Find all the lines with "styles" and gather them.

-- Begin --

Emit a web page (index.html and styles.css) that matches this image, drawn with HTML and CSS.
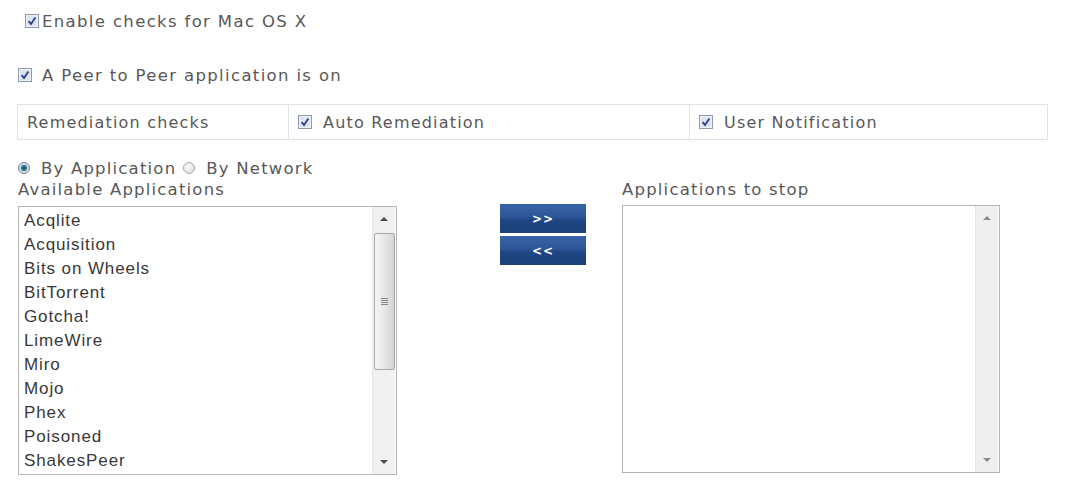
FILE: index.html
```html
<!DOCTYPE html>
<html lang="en">
<head>
  <meta charset="UTF-8">
  <title>Peer to Peer Checks</title>
  <link rel="stylesheet" href="styles.css">
</head>
<body>
  <div class="page">
    <label class="opt opt-main">
      <svg class="cb" viewBox="0 0 14 14" width="14" height="14"><rect x="0.5" y="0.5" width="13" height="13" fill="#eef1f7" stroke="#8e99ab"/><rect x="2" y="2" width="10" height="10" fill="#dde4f0"/><path d="M3.6 7.2 L6 10 L10.4 3.6" fill="none" stroke="#2b3f8c" stroke-width="1.8"/></svg>
      <span>Enable checks for Mac OS X</span>
    </label>

    <label class="opt opt-sub">
      <svg class="cb" viewBox="0 0 14 14" width="14" height="14"><rect x="0.5" y="0.5" width="13" height="13" fill="#eef1f7" stroke="#8e99ab"/><rect x="2" y="2" width="10" height="10" fill="#dde4f0"/><path d="M3.6 7.2 L6 10 L10.4 3.6" fill="none" stroke="#2b3f8c" stroke-width="1.8"/></svg>
      <span>A Peer to Peer application is on</span>
    </label>

    <div class="remediation">
      <div class="cell">Remediation checks</div>
      <div class="cell">
        <svg class="cb" viewBox="0 0 14 14" width="14" height="14"><rect x="0.5" y="0.5" width="13" height="13" fill="#eef1f7" stroke="#8e99ab"/><rect x="2" y="2" width="10" height="10" fill="#dde4f0"/><path d="M3.6 7.2 L6 10 L10.4 3.6" fill="none" stroke="#2b3f8c" stroke-width="1.8"/></svg>
        <span>Auto Remediation</span>
      </div>
      <div class="cell">
        <svg class="cb" viewBox="0 0 14 14" width="14" height="14"><rect x="0.5" y="0.5" width="13" height="13" fill="#eef1f7" stroke="#8e99ab"/><rect x="2" y="2" width="10" height="10" fill="#dde4f0"/><path d="M3.6 7.2 L6 10 L10.4 3.6" fill="none" stroke="#2b3f8c" stroke-width="1.8"/></svg>
        <span>User Notification</span>
      </div>
    </div>

    <div class="mode">
      <span class="radio on"></span><span class="mode-label">By Application</span>
      <span class="radio"></span><span class="mode-label">By Network</span>
    </div>

    <div class="picker">
      <div class="col col-left">
        <div class="col-title">Available Applications</div>
        <div class="listbox">
          <ul class="items">
            <li>Acqlite</li>
            <li>Acquisition</li>
            <li>Bits on Wheels</li>
            <li>BitTorrent</li>
            <li>Gotcha!</li>
            <li>LimeWire</li>
            <li>Miro</li>
            <li>Mojo</li>
            <li>Phex</li>
            <li>Poisoned</li>
            <li>ShakesPeer</li>
          </ul>
          <div class="scrollbar">
            <span class="arrow up"></span>
            <span class="thumb"><span class="grip"></span></span>
            <span class="track"></span>
            <span class="arrow down"></span>
          </div>
        </div>
      </div>

      <div class="movers">
        <button class="move">&gt;&gt;</button>
        <button class="move">&lt;&lt;</button>
      </div>

      <div class="col col-right">
        <div class="col-title">Applications to stop</div>
        <div class="listbox listbox-empty">
          <ul class="items"></ul>
          <div class="scrollbar">
            <span class="arrow up"></span>
            <span class="track"></span>
            <span class="arrow down"></span>
          </div>
        </div>
      </div>
    </div>
  </div>
</body>
</html>
```

FILE: styles.css
```css
:root {
  --label-color: #585858;
  --list-color: #383838;
  --line-color: #dfe3e9;
  --box-border: #b4b4b4;
}

* {
  box-sizing: border-box;
}

body {
  margin: 0;
  background: #fff;
  font-family: "DejaVu Sans", Verdana, sans-serif;
  font-size: 16.5px;
  letter-spacing: 1.35px;
  color: var(--label-color);
}

.page {
  padding: 11px 0 0 0;
}

.opt {
  display: flex;
  align-items: center;
  height: 20px;
}

.opt-main {
  padding-left: 25px;
  gap: 3px;
}

.opt-sub {
  margin-top: 34px;
  padding-left: 18px;
  gap: 10px;
}

.cb {
  display: block;
  flex: none;
}

.remediation {
  display: grid;
  grid-template-columns: 270px 401px 1fr;
  width: 1031px;
  height: 36px;
  margin: 19px 0 0 17px;
  border: 1px solid var(--line-color);
  font-size: 16px;
  letter-spacing: 1.2px;
}

.remediation .cell {
  display: flex;
  align-items: center;
  gap: 11px;
  padding-left: 9px;
}

.remediation .cell + .cell {
  border-left: 1px solid var(--line-color);
}

.mode {
  display: flex;
  align-items: center;
  height: 20px;
  margin: 18px 0 0 18px;
  letter-spacing: 1.2px;
}

.radio {
  width: 12px;
  height: 12px;
  border-radius: 50%;
  border: 1px solid #a6acb3;
  background: radial-gradient(circle at 40% 35%, #fafafa, #d6d9dc);
  margin-right: 11px;
}

.radio.on {
  border-color: #6d7f8c;
  background: radial-gradient(circle at 50% 50%, #1d5a78 0, #2a7396 2.5px, #cfd6dc 3.5px, #e9ecef 6px);
}

.mode-label {
  margin-right: 7px;
}

.picker {
  display: flex;
  align-items: flex-start;
  margin-top: 2px;
  padding-left: 18px;
}

.col-title {
  height: 20px;
  line-height: 20px;
  margin-bottom: 6px;
  letter-spacing: 1.2px;
}

.col-left {
  width: 379px;
}

.col-right {
  width: 378px;
  margin-left: 36px;
}

.listbox {
  display: flex;
  height: 269px;
  border: 1px solid var(--box-border);
  background: #fff;
}

.listbox-empty {
  height: 268px;
  margin-top: -1px;
}

.items {
  flex: 1;
  list-style: none;
  margin: 0;
  padding: 2px 0 0 5px;
  font-family: "Liberation Sans", Arial, sans-serif;
  font-size: 17px;
  letter-spacing: 0.9px;
  line-height: 24px;
  color: var(--list-color);
}

.scrollbar {
  width: 23px;
  display: flex;
  flex-direction: column;
  align-items: center;
  background: #f1f1f1;
  border-left: 1px solid #e6e6e6;
  margin-right: 1px;
}

.arrow {
  height: 24px;
  width: 100%;
  display: flex;
  align-items: center;
  justify-content: center;
}

.arrow::before {
  content: "";
  border-left: 4px solid transparent;
  border-right: 4px solid transparent;
}

.arrow.up::before {
  border-bottom: 4px solid #4a4a4a;
}

.arrow.down::before {
  border-top: 4px solid #4a4a4a;
}

.thumb {
  width: 21px;
  height: 137px;
  margin-top: 2px;
  border: 1px solid #a8a8a8;
  border-radius: 2px;
  background: linear-gradient(to right, #f6f6f6, #e4e4e4 60%, #d4d4d4);
  display: flex;
  align-items: center;
  justify-content: center;
}

.grip {
  width: 7px;
  height: 7px;
  background: repeating-linear-gradient(#8a8a8a 0 1px, transparent 1px 2px);
}

.track {
  flex: 1;
}

.listbox-empty .scrollbar {
  background: #efefef;
}

.listbox-empty .arrow::before {
  border-bottom-color: #8a8a8a;
  border-top-color: #8a8a8a;
}

.movers {
  display: flex;
  flex-direction: column;
  gap: 3px;
  margin-left: 103px;
  padding-top: 24px;
}

.move {
  width: 86px;
  height: 29px;
  border: none;
  border-radius: 0;
  padding: 0;
  font-family: "DejaVu Sans", Verdana, sans-serif;
  font-size: 12px;
  font-weight: bold;
  letter-spacing: 1px;
  color: #fff;
  background: linear-gradient(#3964a8, #2b5597 45%, #1f4683 55%, #1c407a);
  cursor: pointer;
}

.move:hover {
  background: #2b5597;
}
```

-- End --

- _RESULT OF THE TASK_:
Emit a web page (index.html and styles.css) that matches this image, drawn with HTML and CSS.
  <link rel="stylesheet" href="styles.css">
FILE: styles.css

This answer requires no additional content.